When Too Much Water Becomes Dangerous

Drinking excessive amounts of water can dilute the sodium in your blood below 135 mEq/L, a condition called hyponatremia. Early symptoms include nausea, headache, and confusion. In severe cases, particularly when large volumes are consumed quickly, the brain can swell, leading to seizures, loss of consciousness, and even death.

Your kidneys can typically handle about 0.8 to 1.0 liters of water per hour. Drinking significantly faster than that, especially over a sustained period, overwhelms your body’s ability to maintain safe sodium concentrations. This is rare in people who are simply drinking because they’re thirsty, but it’s a real risk for those engaged in compulsive water drinking or extreme hydration challenges.

How to Tell What’s Going On

Start by paying attention to the pattern. Are you drinking a lot because your mouth is dry, because you feel deeply thirsty, or because it’s become an automatic habit? Do you wake up at night to drink or urinate? Is the volume of urine you’re producing noticeably higher than usual? These details help narrow the cause considerably.

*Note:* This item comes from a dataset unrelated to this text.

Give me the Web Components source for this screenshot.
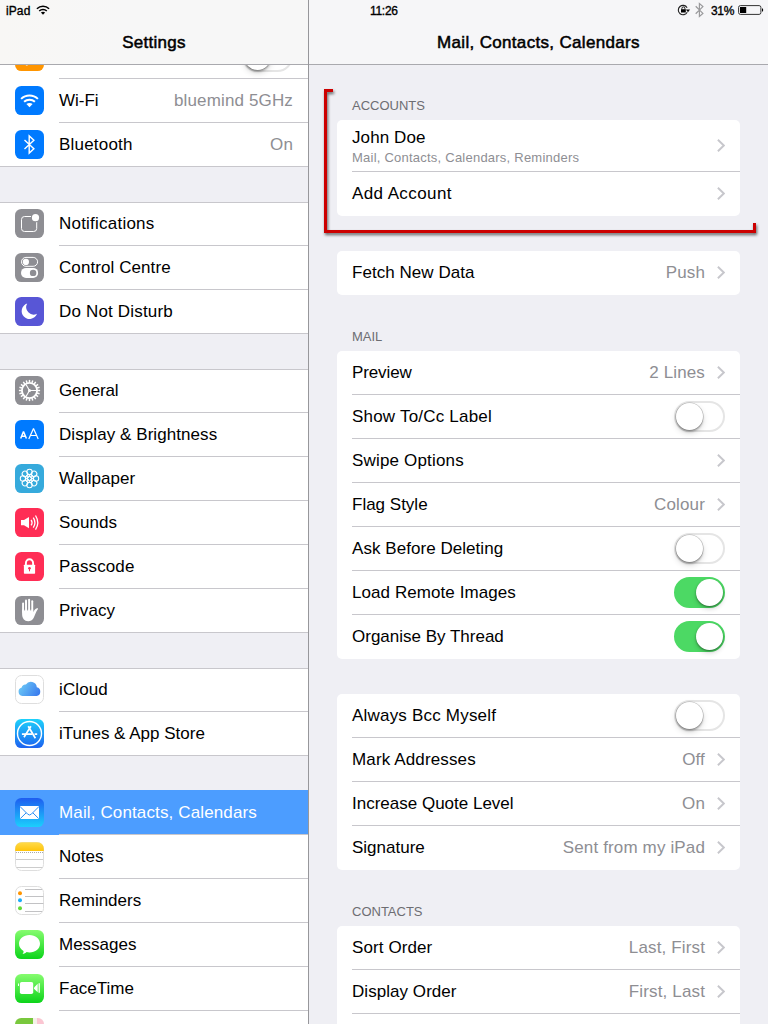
<!DOCTYPE html>
<html lang="en-GB">
<head>
<meta charset="utf-8">
<title>Settings</title>
<style>
html,body{margin:0;padding:0;width:768px;height:1024px;overflow:hidden;background:#efeff4}
body{font-family:"Liberation Sans",Arial,sans-serif;font-size:17px;color:#000}
</style>
</head>
<body>
<settings-app></settings-app>
<script>
function define(name, html, after) {
  const t = document.createElement('template');
  t.innerHTML = html;
  customElements.define(name, class extends HTMLElement {
    connectedCallback() {
      if (this.shadowRoot) return;
      this.attachShadow({mode: 'open'}).append(t.content.cloneNode(true));
      if (after) after(this, this.shadowRoot);
    }
  });
}

const grad = (id, a, b) => `<defs><linearGradient id="${id}" x1="0" y1="0" x2="0" y2="1"><stop stop-color="${a}"/><stop offset="1" stop-color="${b}"/></linearGradient></defs>`;
const tile = fill => `<rect width="29" height="29" rx="6.3" fill="${fill}"/>`;
const pale = `<rect x=".5" y=".5" width="28" height="28" rx="6" fill="#fff" stroke="#dedede"/>`;
const btPath = 'M-4.7 -4.4 L4.7 4.3 L0 8.6 V-8.6 L4.7 -4.3 L-4.7 4.4';

function gear() {
  let s = '';
  for (let i = 0; i < 20; i++) s += `<path d="M14.5 3.9V6.5" transform="rotate(${i * 18} 14.5 14.5)" stroke="#fff" stroke-width="1.5"/>`;
  return s;
}
function flower() {
  let s = '';
  for (let i = 0; i < 8; i++) s += `<circle cx="14.5" cy="8" r="2.7" transform="rotate(${i * 45} 14.5 14.5)"/>`;
  for (let i = 0; i < 8; i++) s += `<circle cx="14.5" cy="11.4" r="1.5" stroke-width=".8" transform="rotate(${i * 45 + 22.5} 14.5 14.5)"/>`;
  return s;
}

const ICONS = {
  airplane: tile('#ff9500') + '<path d="M24 14.5C24 13.5 22.8 12.9 21.5 12.9H17L12.5 5.5H10.8L13 12.9H8.5L6.8 10.6H5.3L6.3 14.5L5.3 18.4H6.8L8.5 16.1H13L10.8 23.5H12.5L17 16.1H21.5C22.8 16.1 24 15.5 24 14.5Z" fill="#fff"/>',
  wifi: tile('#007aff') + '<g fill="none" stroke="#fff" stroke-width="2"><path d="M6.1 12.9C10.8 8.3 18.2 8.3 22.9 12.9"/><path d="M9.1 15.8C12.1 12.9 16.9 12.9 19.9 15.8"/></g><path d="M11.4 18.1C13.2 16.5 15.8 16.5 17.6 18.1L14.5 21.2Z" fill="#fff"/>',
  bluetooth: tile('#007aff') + `<path d="${btPath}" transform="translate(14.2 14.5)" fill="none" stroke="#fff" stroke-width="1.4"/>`,
  notifications: tile('#8e8e93') + '<rect x="6.5" y="7.5" width="15.2" height="15" rx="3" fill="none" stroke="#fff" stroke-width="1"/><circle cx="20.5" cy="8.7" r="4.7" fill="#8e8e93"/><circle cx="20.5" cy="8.7" r="3.6" fill="#fff"/>',
  control: tile('#8e8e93') + '<rect x="6.5" y="4.4" width="16.1" height="8.9" rx="4.45" fill="none" stroke="#fff"/><circle cx="10.9" cy="8.9" r="3.1" fill="#fff"/><rect x="6" y="14.9" width="17.1" height="10" rx="5" fill="#fff"/><circle cx="18.1" cy="19.9" r="3.2" fill="#8e8e93"/>',
  moon: tile('#5856d6') + '<path d="M12.2 6.6A7.9 7.9 0 1 0 22 16.8A7.4 7.4 0 0 1 12.2 6.6Z" fill="#fff"/>',
  general: tile('#8e8e93') + gear() + '<circle cx="14.5" cy="14.5" r="7.6" fill="none" stroke="#fff" stroke-width="1.9"/><g stroke="#fff" stroke-width="1.1"><path d="M14.5 14.5H21.5M14.5 14.5L11 8.4M14.5 14.5L11 20.6"/></g><circle cx="14.5" cy="14.5" r="1.5" fill="#fff"/>',
  display: tile('#007aff') + '<g fill="none" stroke="#fff" stroke-linejoin="bevel"><path d="M5.7 18.5L8.5 11.5L11.4 18.5M6.7 16.3H10.3" stroke-width="1.5"/><path d="M13.8 19L18.5 8.5L23.2 19M15.4 15.5H21.6" stroke-width="1.2"/></g>',
  wallpaper: tile('#36aadc') + `<g fill="none" stroke="#fff" stroke-width="1.05">${flower()}<circle cx="14.5" cy="14.5" r="2"/></g>`,
  sounds: tile('#ff2d55') + '<path d="M6 12H9L14 8.9V20.3L9 17.3H6Z" fill="#fff"/><g fill="none" stroke="#fff" stroke-width="1.3"><path d="M16.1 11.8Q18 14.6 16.1 17.4"/><path d="M18.3 9.6Q21.5 14.6 18.3 19.6"/><path d="M20.5 7.5Q25 14.6 20.5 21.7"/></g>',
  passcode: tile('#ff2d55') + '<path d="M10.9 14V11.2A3.6 4 0 0 1 18.1 11.2V14" fill="none" stroke="#fff" stroke-width="1.9"/><rect x="8.9" y="12.7" width="11.2" height="9" rx=".6" fill="#fff"/><circle cx="14.5" cy="16.3" r="1.3" fill="#ff2d55"/><path d="M14.5 16V19.3" stroke="#ff2d55"/>',
  privacy: tile('#8e8e93') + '<g stroke="#fff" stroke-width="2" stroke-linecap="round" fill="none"><path d="M8.1 7.6V16"/><path d="M11 4.5V16"/><path d="M14.1 3.8V16"/><path d="M17.2 5.3V16"/></g><path d="M7.1 13.5H18.2V16.2C19.3 14.1 20.4 12.3 22.7 12.2C23.2 12.2 23.1 12.7 22.8 13.2C20.9 15.9 20.1 19.1 18.6 22C17.3 24.4 15.5 25.2 13.2 25.2C9.3 25.2 7.1 22.2 7.1 18Z" fill="#fff"/><g stroke="#8e8e93" stroke-width=".8"><path d="M9.55 7V14.5M12.55 5V14.5M15.65 5V14.5"/></g>',
  icloud: '<defs><linearGradient id="c" x1="0" y1=".3" x2="1" y2=".7"><stop stop-color="#6dcaf6"/><stop offset="1" stop-color="#3a7cee"/></linearGradient></defs>' + pale + '<path d="M7.3 21A4.3 4.3 0 0 1 6.7 12.6A3.5 3.5 0 0 1 10.9 9.6A5.9 5.9 0 0 1 21.8 12.2A4.5 4.5 0 0 1 21.6 21Z" fill="url(#c)"/>',
  itunes: grad('g', '#1ed2fb', '#1d62f0') + tile('url(#g)') + '<circle cx="14.5" cy="14.5" r="12" fill="none" stroke="#fff" stroke-width="1.4"/><g stroke="#fff" stroke-width="1.7" fill="none"><path d="M15.9 7.3L9 18.2M13.2 7.3L20.4 19.2"/><path d="M6.9 15.2H17.1M19.6 15.2H22.2"/></g>',
  mail: grad('g', '#1e5df0', '#1bcffd') + tile('url(#g)') + '<rect x="5" y="8" width="19" height="13" rx="1" fill="#fff"/><path d="M5.2 8.7L12.6 16.1Q14.5 17.9 16.4 16.1L23.8 8.7M5.4 20.5L11.2 14.8M23.6 20.5L17.8 14.8" fill="none" stroke="#2c90f5" stroke-width="1"/>',
  notes: grad('g', '#ffdb4c', '#ffc40a') + pale + '<path d="M.2 9V6.5A6.3 6.3 0 0 1 6.5 .2H22.5A6.3 6.3 0 0 1 28.8 6.5V9Z" fill="url(#g)"/><path d="M1 10.5H28" stroke="#aaa" stroke-dasharray="1 1"/><path d="M1 17.5H28M1.6 25.5H27.4" stroke="#ccc"/>',
  reminders: pale + '<path d="M10 3.5H27M10 10.5H28.5M10 17.5H28.5M10 25.5H27" stroke="#c2c2c4"/><circle cx="5" cy="7.2" r="2" fill="#ff9500"/><circle cx="5" cy="14.2" r="2" fill="#1badf8"/><circle cx="5" cy="22.2" r="2" fill="#63da38"/>',
  messages: grad('g', '#86fc6f', '#0cd41a') + tile('url(#g)') + '<path d="M14.5 5C20.4 5 25 8.8 25 13.7C25 18.6 20.4 22.4 14.5 22.4C13.5 22.4 12.4 22.2 11.6 22C10.6 23.1 9 23.9 7.4 23.8C8.4 23 8.7 21.8 8.5 20.9C5.7 19.3 4 16.7 4 13.7C4 8.8 8.6 5 14.5 5Z" fill="#fff"/>',
  facetime: grad('g', '#86fc6f', '#0cd41a') + tile('url(#g)') + '<rect x="4.9" y="8" width="13.3" height="12" rx="1.8" fill="#fff"/><path d="M3.5 9.5V12" stroke="#fff"/><path d="M19 13.5L22.7 9.8V18.2L19 14.7Z" fill="#fff"/><path d="M24.2 9.2V18.8" stroke="#fff" stroke-width="1.3"/>',
  maps: '<defs><clipPath id="k"><rect width="29" height="29" rx="6.3"/></clipPath></defs><g clip-path="url(#k)"><rect width="29" height="29" fill="#f5f1e9"/><rect width="18" height="12" fill="#79c83d"/><rect x="22" width="7" height="12" fill="#fbc5d2"/></g>'
};

define('app-icon', '<style>:host{display:block;width:29px;height:29px;flex:none}svg{display:block}</style><svg width="29" height="29" viewBox="0 0 29 29"></svg>',
  (el, r) => { r.querySelector('svg').innerHTML = ICONS[el.getAttribute('name')]; });

define('chevron-icon', `<style>:host{display:block;flex:none;width:8px;height:13px}svg{display:block}</style>
<svg width="8" height="13"><path d="M.9 .7L6.8 6.5L.9 12.3" fill="none" stroke="#c7c7cc" stroke-width="1.9"/></svg>`);

define('toggle-switch', `<style>
:host{display:block;flex:none;width:51px;height:31px;box-sizing:border-box;border-radius:16px;border:2px solid #e5e5e5;background:#fff}
i{display:block;width:27.5px;height:27.5px;border-radius:50%;background:#fff;margin:-.2px 0 0 -.2px;box-shadow:0 0 0 .6px rgba(0,0,0,.22),0 2px 2px rgba(0,0,0,.25),0 3px 6px rgba(0,0,0,.16)}
:host([on]){background:#4cd964;border-color:#4cd964}
:host([on]) i{margin-left:19.5px;box-shadow:0 1px 2px rgba(0,0,0,.4),0 3px 5px rgba(0,0,0,.16)}
</style><i></i>`);

define('nav-row', `<style>
:host{display:flex;height:44px;box-sizing:border-box;padding-left:15px;align-items:stretch;background:#fff}
app-icon{margin-top:7px}
div{flex:1;margin-left:15px;padding-right:15px;display:flex;align-items:center;justify-content:space-between;border-bottom:1px solid #c8c7cc}
:host(:last-of-type) div{border-bottom-color:transparent}
:host([selected]){background:#4c9dff;color:#fff;height:45px;padding-top:1px;margin-top:-1px}
.v{color:#8e8e93;letter-spacing:.14px}
</style><div><span class="l"><slot></slot></span><span class="v"><slot name="value"></slot></span></div>`,
  (el, r) => {
    const icon = document.createElement('app-icon');
    icon.setAttribute('name', el.getAttribute('icon'));
    r.insertBefore(icon, r.querySelector('div'));
    r.querySelector('.l').style.letterSpacing = (el.getAttribute('track') || 0) + 'px';
  });

define('nav-group', `<style>
:host{display:block;position:relative;margin-bottom:35px;background:#fff}
:host::before,:host::after{content:"";position:absolute;left:0;right:0;height:1px;background:#c8c7cc}
:host::before{top:0}:host::after{bottom:0}
:host([open])::before,:host([open])::after{display:none}
</style><slot></slot>`);

define('wifi-glyph', `<style>:host{display:block}svg{display:block}</style><svg width="14" height="10"><g fill="none" stroke="#000" stroke-width="1.5"><path d="M.9 3.8C4.3 .4 9.7 .4 13.1 3.8"/><path d="M3.2 6C5.3 4 8.7 4 10.8 6"/></g><path d="M4.9 7.5C6.2 6.5 7.8 6.5 9.1 7.5L7 9.7Z"/></svg>`);

define('status-icons', `<style>
:host{display:flex;align-items:center;height:20px}svg{display:block;flex:none}
span{font-size:12px;-webkit-text-stroke:.35px #000;margin:2px 4px 0 6px;width:23px;white-space:nowrap;letter-spacing:-.3px}
</style>
<svg width="14" height="20"><path d="M10.1 7.7A4.7 4.7 0 1 0 10.2 12.2" fill="none" stroke="#222" stroke-width="1.1"/><path d="M8.9 9.5H13.1L11 12.2Z" fill="#111"/><rect x="4" y="9.2" width="4.8" height="3.3" fill="#000"/><path d="M4.9 9.3V8.4A1.5 1.5 0 0 1 7.9 8.4V9.3" fill="none" stroke="#000" stroke-width=".9"/></svg>
<svg width="10" height="20" style="margin-left:4px"><path d="M.7 6.3L7.9 13.4L4.4 16.4V3.6L7.9 6.6L.7 13.7" fill="none" stroke="#9a9a9c" stroke-width="1.2"/></svg>
<span>31%</span>
<svg width="26" height="20"><rect x=".6" y="5.6" width="22.3" height="8.8" rx="1.8" fill="none" stroke="#333" stroke-width="1"/><rect x="2" y="7" width="6.2" height="6" fill="#000"/><path d="M24 8.2Q25.2 8.5 25.2 10T24 11.8Z"/></svg>`);

define('pane-header', `<style>
:host{display:flex;flex-direction:column;height:65px;box-sizing:border-box;border-bottom:1px solid #a9a9ae;flex:none;position:relative;z-index:2;background:var(--bar)}
.s{height:20px;display:flex;align-items:center;font-size:12px}
.t{height:44px;padding-top:1px;box-sizing:border-box;display:flex;align-items:center;justify-content:center;-webkit-text-stroke:.5px #000;letter-spacing:var(--title-track,0)}
.t span{position:relative;top:.5px}
</style><div class="s"><slot name="status"></slot></div><div class="t"><span><slot></slot></span></div>`);

define('section-label', `<style>:host{display:block;height:16px;line-height:16px;font-size:13px;color:#6d6d72;padding-left:15px}</style><slot></slot>`);

define('settings-card', `<style>:host{display:block;background:#fff;border-radius:5px}</style><slot></slot>`);

define('detail-row', `<style>
:host{display:flex;height:44px;box-sizing:border-box;margin-left:15px;padding-right:15px;border-bottom:1px solid #c8c7cc;align-items:center;justify-content:space-between}
:host([tall]){height:52px}
:host(:last-of-type){border-bottom-color:transparent}
.r{display:flex;align-items:center;gap:12px;color:#8e8e93;letter-spacing:.14px}
.m{display:flex;flex-direction:column}
:host([tall]) .m{padding-top:1px}
::slotted([slot=sub]){font-size:13px;color:#8e8e93;line-height:15px;margin-top:2px;letter-spacing:.23px}
</style><div class="m"><span class="l"><slot></slot></span><slot name="sub"></slot></div><div class="r"><slot name="value"></slot></div>`,
  (el, r) => {
    const k = el.getAttribute('kind');
    const end = document.createElement(k ? 'toggle-switch' : 'chevron-icon');
    if (k === 'on') end.setAttribute('on', '');
    r.querySelector('.r').append(end);
    r.querySelector('.l').style.letterSpacing = (el.getAttribute('track') || 0) + 'px';
  });

define('callout-bracket', `<style>:host{display:block;position:absolute;left:11px;top:85px;pointer-events:none}svg{display:block;overflow:visible;filter:drop-shadow(1.5px 2px 1.5px rgba(0,0,0,.6))}</style>
<svg width="440" height="150"><path d="M13 5.5H5.5V146.500H434.500V138" fill="none" stroke="#c00" stroke-width="3"/></svg>`);

define('settings-sidebar', `<style>
:host{display:flex;flex-direction:column;width:308px;flex:none;height:1024px;border-right:1px solid #97979b;overflow:hidden;--bar:linear-gradient(90deg,#f8f7f5,#f7f7f7 40%);--title-track:.25px}
.list{margin-top:-30px}
.ip{display:flex;align-items:center;gap:6px;padding:2px 0 0 6px;-webkit-text-stroke:.35px #000;letter-spacing:.1px}
wifi-glyph{margin-top:-2px}
</style>
<pane-header><div slot="status" class="ip"><span>iPad</span><wifi-glyph></wifi-glyph></div>Settings</pane-header>
<div class="list">
<nav-group><nav-row icon="airplane">Airplane Mode<toggle-switch slot="value"></toggle-switch></nav-row><nav-row icon="wifi">Wi-Fi<span slot="value">bluemind 5GHz</span></nav-row><nav-row icon="bluetooth" track=".2">Bluetooth<span slot="value">On</span></nav-row></nav-group>
<nav-group><nav-row icon="notifications" track=".22">Notifications</nav-row><nav-row icon="control" track=".08">Control Centre</nav-row><nav-row icon="moon" track=".17">Do Not Disturb</nav-row></nav-group>
<nav-group><nav-row icon="general" track="-.15">General</nav-row><nav-row icon="display" track=".07">Display &amp; Brightness</nav-row><nav-row icon="wallpaper" track=".03">Wallpaper</nav-row><nav-row icon="sounds" track=".08">Sounds</nav-row><nav-row icon="passcode" track=".1">Passcode</nav-row><nav-row icon="privacy" track=".03">Privacy</nav-row></nav-group>
<nav-group><nav-row icon="icloud" track=".1">iCloud</nav-row><nav-row icon="itunes">iTunes &amp; App Store</nav-row></nav-group>
<nav-group open><nav-row icon="mail" selected track=".13">Mail, Contacts, Calendars</nav-row><nav-row icon="notes">Notes</nav-row><nav-row icon="reminders">Reminders</nav-row><nav-row icon="messages">Messages</nav-row><nav-row icon="facetime">FaceTime</nav-row><nav-row icon="maps"></nav-row></nav-group>
</div>`);

define('settings-detail', `<style>
:host{display:flex;flex-direction:column;width:459px;height:1024px;overflow:hidden;position:relative;--bar:#f6f6f8;--title-track:.33px}
.c{padding:33px 28px 0;display:flex;flex-direction:column;flex:none}
section-label{margin-bottom:6px}
settings-card{margin-bottom:35px}
settings-card.n{margin-bottom:34px}
.st{display:flex;width:100%;padding-left:61px;align-items:center}
.tm{margin-top:2px;-webkit-text-stroke:.35px #000;flex:1;letter-spacing:-.3px}
status-icons{margin-right:4px}
</style>
<pane-header><div slot="status" class="st"><span class="tm">11:26</span><status-icons></status-icons></div>Mail, Contacts, Calendars</pane-header>
<div class="c">
<section-label>ACCOUNTS</section-label>
<settings-card><detail-row tall track=".1">John Doe<span slot="sub">Mail, Contacts, Calendars, Reminders</span></detail-row><detail-row track=".4">Add Account</detail-row></settings-card>
<settings-card class="n"><detail-row track=".05">Fetch New Data<span slot="value">Push</span></detail-row></settings-card>
<section-label>MAIL</section-label>
<settings-card><detail-row track="-.12">Preview<span slot="value">2 Lines</span></detail-row><detail-row kind="off" track=".2">Show To/Cc Label</detail-row><detail-row track=".17">Swipe Options</detail-row><detail-row>Flag Style<span slot="value">Colour</span></detail-row><detail-row kind="off" track=".05">Ask Before Deleting</detail-row><detail-row kind="on" track=".07">Load Remote Images</detail-row><detail-row kind="on">Organise By Thread</detail-row></settings-card>
<settings-card class="n"><detail-row kind="off" track=".2">Always Bcc Myself</detail-row><detail-row track=".14">Mark Addresses<span slot="value">Off</span></detail-row><detail-row>Increase Quote Level<span slot="value">On</span></detail-row><detail-row>Signature<span slot="value">Sent from my iPad</span></detail-row></settings-card>
<section-label>CONTACTS</section-label>
<settings-card><detail-row track=".1">Sort Order<span slot="value">Last, First</span></detail-row><detail-row track=".05">Display Order<span slot="value">First, Last</span></detail-row><detail-row></detail-row></settings-card>
</div>
<callout-bracket></callout-bracket>`);

define('settings-app', `<style>:host{display:flex;width:768px;height:1024px;overflow:hidden;background:#efeff4}</style><settings-sidebar></settings-sidebar><settings-detail></settings-detail>`);
</script>
</body>
</html>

A few red flags warrant a prompt medical visit: thirst that persists for weeks without explanation, producing more than about 5 quarts (4.75 liters) of urine per day, thirst paired with blurry vision or unexplained fatigue, or thirst combined with rapid weight loss. A basic workup typically includes blood glucose, kidney function, calcium levels, and sometimes urine concentration tests. These are simple, widely available, and can quickly identify or rule out the most serious causes.

For most people, the answer turns out to be manageable: an undiagnosed blood sugar problem that responds to treatment, a medication adjustment, or simply recalibrating a hydration habit that drifted too far. The important thing is not to dismiss the signal your body is sending. Persistent, unquenchable thirst is one of the clearest ways your body asks for help.